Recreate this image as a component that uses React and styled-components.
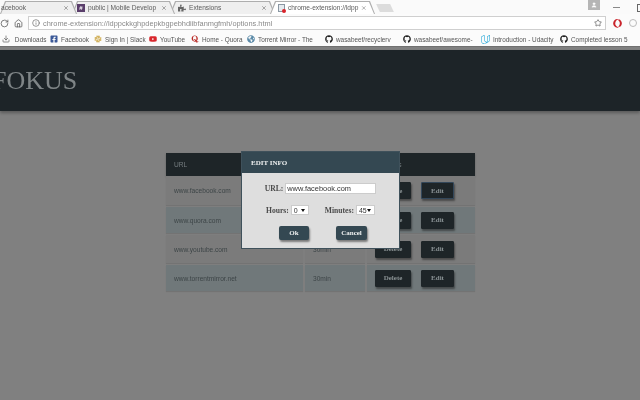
import React from "react";
import styled, { createGlobalStyle } from "styled-components";
import { RotateCw, Home, Info, Star, X, User, Download } from "lucide-react";
import { FaGithub, FaFacebookSquare, FaSlack, FaYoutube, FaQuora, FaPuzzlePiece, FaGlobeAmericas, FaOpera } from "react-icons/fa";
import { SiUdacity } from "react-icons/si";

const Global = createGlobalStyle`
  html, body { margin: 0; padding: 0; width: 640px; height: 400px; overflow: hidden; }
  body { font-family: "Liberation Sans", Arial, sans-serif; background: #808080; }
`;

const Browser = styled.div`
  width: 640px;
  height: 400px;
  display: flex;
  flex-direction: column;
  overflow: hidden;
  filter: blur(0.35px);
`;

const TabStrip = styled.div`
  height: 14px;
  background: #fafafa;
  display: flex;
  align-items: flex-end;
  flex: none;
  position: relative;
`;

const Tab = styled.div`
  position: relative;
  z-index: ${(p) => p.$z};
  width: ${(p) => p.$w}px;
  height: 13px;
  margin-right: -5px;
  flex: none;
  display: flex;
  align-items: center;
  gap: 3px;
  padding: 0 8px 0 ${(p) => p.$pad || 7}px;
  box-sizing: border-box;
  font-size: 6.6px;
  color: #5c5c5c;
  white-space: nowrap;

  &::before,
  &::after {
    content: "";
    position: absolute;
    clip-path: polygon(0 100%, 5px 0, calc(100% - 5px) 0, 100% 100%);
  }
  &::before {
    inset: 0;
    z-index: -2;
    background: #aeaeae;
  }
  &::after {
    inset: 1px 1px 0 1px;
    z-index: -1;
    background: ${(p) => (p.$active ? "#fff" : "#efefef")};
  }
`;

const TabTitle = styled.span`
  flex: 1;
`;

const Favicon = styled.span`
  width: 8px;
  height: 8px;
  flex: none;
  display: flex;
  align-items: center;
  justify-content: center;
  background: ${(p) => p.$bg || "transparent"};
  color: #fff;
  font-size: 6px;
  font-weight: bold;
`;

const PageIcon = styled.span`
  position: relative;
  width: 7px;
  height: 8px;
  flex: none;
  box-sizing: border-box;
  border: 1px solid #8a97a3;
  background: #e6ebef;

  &::after {
    content: "";
    position: absolute;
    right: -2px;
    bottom: -2px;
    width: 4px;
    height: 4px;
    border-radius: 50%;
    background: #d8232a;
  }
`;

const NewTab = styled.div`
  width: 14px;
  height: 8px;
  margin: 0 0 2px 8px;
  background: #dcdcdc;
  transform: skewX(25deg);
  flex: none;
`;

const WindowButtons = styled.div`
  position: absolute;
  top: 0;
  left: 588px;
  display: flex;
  align-items: flex-start;
  color: #777;
`;

const UserBadge = styled.div`
  width: 12px;
  height: 10px;
  background: #b5b5b5;
  color: #fff;
  display: flex;
  align-items: center;
  justify-content: center;
  margin-right: 13px;
`;

const MinButton = styled.div`
  width: 7px;
  height: 1px;
  margin-top: 7px;
  background: #888;
  margin-right: 17px;
`;

const RestoreButton = styled.div`
  width: 7px;
  height: 6px;
  margin-top: 4px;
  border: 1px solid #666;
  flex: none;
`;

const Toolbar = styled.div`
  height: 18px;
  flex: none;
  background: #fbfbfb;
  display: flex;
  align-items: center;
  gap: 5px;
  padding: 0 3px 0 0;
`;

const Omnibox = styled.div`
  width: 578px;
  height: 14px;
  margin-right: 2px;
  border: 1px solid #cfcfcf;
  box-sizing: border-box;
  display: flex;
  align-items: center;
  gap: 3px;
  padding: 0 3px;
  font-size: 7.4px;
  color: #8a8a8a;
  background: #fff;
`;

const UrlText = styled.span`
  flex: 1;
`;

const MenuDot = styled.span`
  width: 8px;
  height: 8px;
  margin-left: 2px;
  border: 1px solid #bbb;
  border-radius: 50%;
  box-sizing: border-box;
  flex: none;
`;

const Bookmarks = styled.div`
  height: 14px;
  flex: none;
  background: #fbfbfb;
  display: flex;
  align-items: center;
  padding-left: 2px;
  font-size: 6.4px;
  color: #555;
  white-space: nowrap;
  overflow: hidden;
`;

const Bookmark = styled.div`
  display: flex;
  align-items: center;
  gap: 3px;
  flex: none;
  width: ${(p) => p.$w}px;
`;

const Page = styled.div`
  position: relative;
  flex: 1;
  background: #808080;
  border-top: 1px solid #707070;
`;

const Masthead = styled.header`
  margin-top: 3px;
  height: 61px;
  background: #1d2428;
  box-shadow: 0 2px 3px rgba(0, 0, 0, 0.3);
  display: flex;
  align-items: center;
  font-family: "Liberation Serif", "Times New Roman", serif;
  font-size: 26px;
  color: #7f8587;
  overflow: hidden;
`;

const Logo = styled.div`
  margin-left: -8px;
  padding-top: 1px;
`;

const Table = styled.div`
  width: 309px;
  margin: 42px 0 0 166px;
  display: grid;
  grid-template-columns: 137px 60px 108px;
  grid-template-rows: 21px 29px 26px 28px 26px;
  gap: 2px;
  font-size: 6.6px;
  color: #3d4547;
`;

const HeadCell = styled.div`
  background: #1e2528;
  color: #767e81;
  height: 23px;
  margin-right: ${(p) => (p.$last ? 0 : -2)}px;
  padding-left: ${(p) => p.$pad || 8}px;
  display: flex;
  align-items: center;
  box-shadow: 0 1px 2px rgba(0, 0, 0, 0.25);
`;

const Cell = styled.div`
  background: ${(p) => (p.$alt ? "#70787a" : "#7b7b7b")};
  padding-left: 8px;
  display: flex;
  align-items: center;
  gap: 10px;
  box-shadow: 0 1px 1px rgba(0, 0, 0, 0.1);
`;

const DarkButton = styled.div`
  width: ${(p) => p.$w}px;
  height: 17px;
  box-sizing: border-box;
  background: #1e2528;
  color: #8a9294;
  border-radius: 1px;
  border: 1px solid ${(p) => (p.$focus ? "#33475a" : "#1e2528")};
  font-family: "Liberation Serif", serif;
  font-weight: bold;
  font-size: 7px;
  display: flex;
  align-items: center;
  justify-content: center;
  box-shadow: 1px 2px 2px rgba(0, 0, 0, 0.4);
`;

const Modal = styled.div`
  position: absolute;
  z-index: 2;
  left: 241px;
  top: 104px;
  width: 159px;
  height: 98px;
  box-sizing: border-box;
  background: #dedede;
  border: 1px solid #3f515b;
  font-family: "Liberation Serif", serif;
  font-weight: bold;
  color: #4a4a4a;
  font-size: 7.6px;
  display: flex;
  flex-direction: column;
`;

const ModalHead = styled.div`
  height: 21px;
  flex: none;
  background: #344852;
  color: #eef0f0;
  display: flex;
  align-items: center;
  padding-left: 9px;
  font-size: 7px;
`;

const ModalBody = styled.div`
  padding-top: 10px;
  display: flex;
  flex-direction: column;
  align-items: center;
`;

const UrlRow = styled.div`
  display: flex;
  align-items: center;
  gap: 2px;
  height: 11px;
  margin-bottom: 11px;
`;

const TimeRow = styled.div`
  display: flex;
  align-items: center;
  gap: 16px;
  height: 10px;
  margin-bottom: 11px;
`;

const TextBox = styled.div`
  width: 91px;
  height: 11px;
  box-sizing: border-box;
  background: #fff;
  border: 1px solid #ccc;
  padding-left: 1px;
  font-family: "Liberation Sans", sans-serif;
  font-weight: normal;
  font-size: 7.4px;
  line-height: 9px;
  color: #333;
`;

const SelectBox = styled.div`
  width: ${(p) => p.$w}px;
  height: 10px;
  box-sizing: border-box;
  background: #fff;
  border: 1px solid #ccc;
  padding: 0 3px 0 2px;
  display: flex;
  align-items: center;
  justify-content: space-between;
  font-family: "Liberation Sans", sans-serif;
  font-weight: normal;
  font-size: 7px;
  color: #333;
`;

const Caret = styled.span`
  width: 0;
  height: 0;
  border-left: 2px solid transparent;
  border-right: 2px solid transparent;
  border-top: 3px solid #111;
`;

const Group = styled.div`
  display: flex;
  align-items: center;
  gap: 2px;
`;

const Actions = styled.div`
  display: flex;
  gap: 27px;
  margin-left: 5px;
`;

const ModalButton = styled.div`
  width: ${(p) => p.$w}px;
  height: 14px;
  background: #344852;
  color: #eef0f0;
  border-radius: 2px;
  font-size: 7px;
  display: flex;
  align-items: center;
  justify-content: center;
  box-shadow: 1px 2px 2px rgba(0, 0, 0, 0.45);
`;

const rows = [
  ["www.facebook.com", "", false],
  ["www.quora.com", "", true],
  ["www.youtube.com", "30min", false],
  ["www.torrentmirror.net", "30min", true],
];

export default function App() {
  return (
    <Browser>
      <Global />
      <TabStrip>
        <Tab $w={77} $z={4} $pad={1}>
          <TabTitle>acebook</TabTitle>
          <X size={6} />
        </Tab>
        <Tab $w={103} $z={3} $pad={5}>
          <Favicon $bg="#5a3e6b">#</Favicon>
          <TabTitle>public | Mobile Develop</TabTitle>
          <X size={6} />
        </Tab>
        <Tab $w={105} $z={2} $pad={8}>
          <FaPuzzlePiece size={8} color="#666" />
          <TabTitle>Extensions</TabTitle>
          <X size={6} />
        </Tab>
        <Tab $w={105} $z={5} $active $pad={8}>
          <PageIcon />
          <TabTitle>chrome-extension://ldpp</TabTitle>
          <X size={6} />
        </Tab>
        <NewTab />
        <WindowButtons>
          <UserBadge>
            <User size={6} fill="#fff" />
          </UserBadge>
          <MinButton />
          <RestoreButton />
        </WindowButtons>
      </TabStrip>
      <Toolbar>
        <RotateCw size={9} color="#555" />
        <Home size={9} color="#555" />
        <Omnibox>
          <Info size={8} color="#666" />
          <UrlText>chrome-extension://ldppckkghpdepkbgpebhdiibfanmgfmh/options.html</UrlText>
          <Star size={8} color="#555" />
        </Omnibox>
        <FaOpera size={9} color="#c9242b" />
        <MenuDot />
      </Toolbar>
      <Bookmarks>
        <Bookmark $w={48}>
          <Download size={8} />
          &nbsp;Downloads
        </Bookmark>
        <Bookmark $w={44}>
          <FaFacebookSquare size={8} color="#3b5998" />
          Facebook
        </Bookmark>
        <Bookmark $w={55}>
          <FaSlack size={8} color="#c9a13a" />
          Sign In | Slack
        </Bookmark>
        <Bookmark $w={42}>
          <FaYoutube size={8} color="#d8262c" />
          YouTube
        </Bookmark>
        <Bookmark $w={56}>
          <FaQuora size={8} color="#b92b27" />
          Home - Quora
        </Bookmark>
        <Bookmark $w={78}>
          <FaGlobeAmericas size={8} color="#5b8aa8" />
          Torrent Mirror - The
        </Bookmark>
        <Bookmark $w={78}>
          <FaGithub size={8} color="#222" />
          wasabeef/recyclerv
        </Bookmark>
        <Bookmark $w={78}>
          <FaGithub size={8} color="#222" />
          wasabeef/awesome-
        </Bookmark>
        <Bookmark $w={79}>
          <SiUdacity size={9} color="#2aa9d8" />
          Introduction - Udacity
        </Bookmark>
        <Bookmark $w={70}>
          <FaGithub size={8} color="#222" />
          Completed lesson 5
        </Bookmark>
      </Bookmarks>
      <Page>
        <Masthead>
          <Logo>FOKUS</Logo>
        </Masthead>
        <Table>
          <HeadCell>URL</HeadCell>
          <HeadCell />
          <HeadCell $last $pad={13}>
            Actions
          </HeadCell>
          {rows.map(([url, time, alt], i) => (
            <React.Fragment key={url}>
              <Cell $alt={alt}>{url}</Cell>
              <Cell $alt={alt}>{time}</Cell>
              <Cell $alt={alt}>
                <DarkButton $w={36}>Delete</DarkButton>
                <DarkButton $w={33} $focus={i === 0}>
                  Edit
                </DarkButton>
              </Cell>
            </React.Fragment>
          ))}
        </Table>
        <Modal>
          <ModalHead>EDIT INFO</ModalHead>
          <ModalBody>
            <UrlRow>
              URL:
              <TextBox>www.facebook.com</TextBox>
            </UrlRow>
            <TimeRow>
              <Group>
                Hours:
                <SelectBox $w={18}>
                  0<Caret />
                </SelectBox>
              </Group>
              <Group>
                Minutes:
                <SelectBox $w={19}>
                  45
                  <Caret />
                </SelectBox>
              </Group>
            </TimeRow>
            <Actions>
              <ModalButton $w={30}>Ok</ModalButton>
              <ModalButton $w={31}>Cancel</ModalButton>
            </Actions>
          </ModalBody>
        </Modal>
      </Page>
    </Browser>
  );
}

# # # # # # #

**Stated task**:
Look through the material and copy each line that has "components".

**Task response**:
Recreate this image as a component that uses React and styled-components.
import styled, { createGlobalStyle } from "styled-components";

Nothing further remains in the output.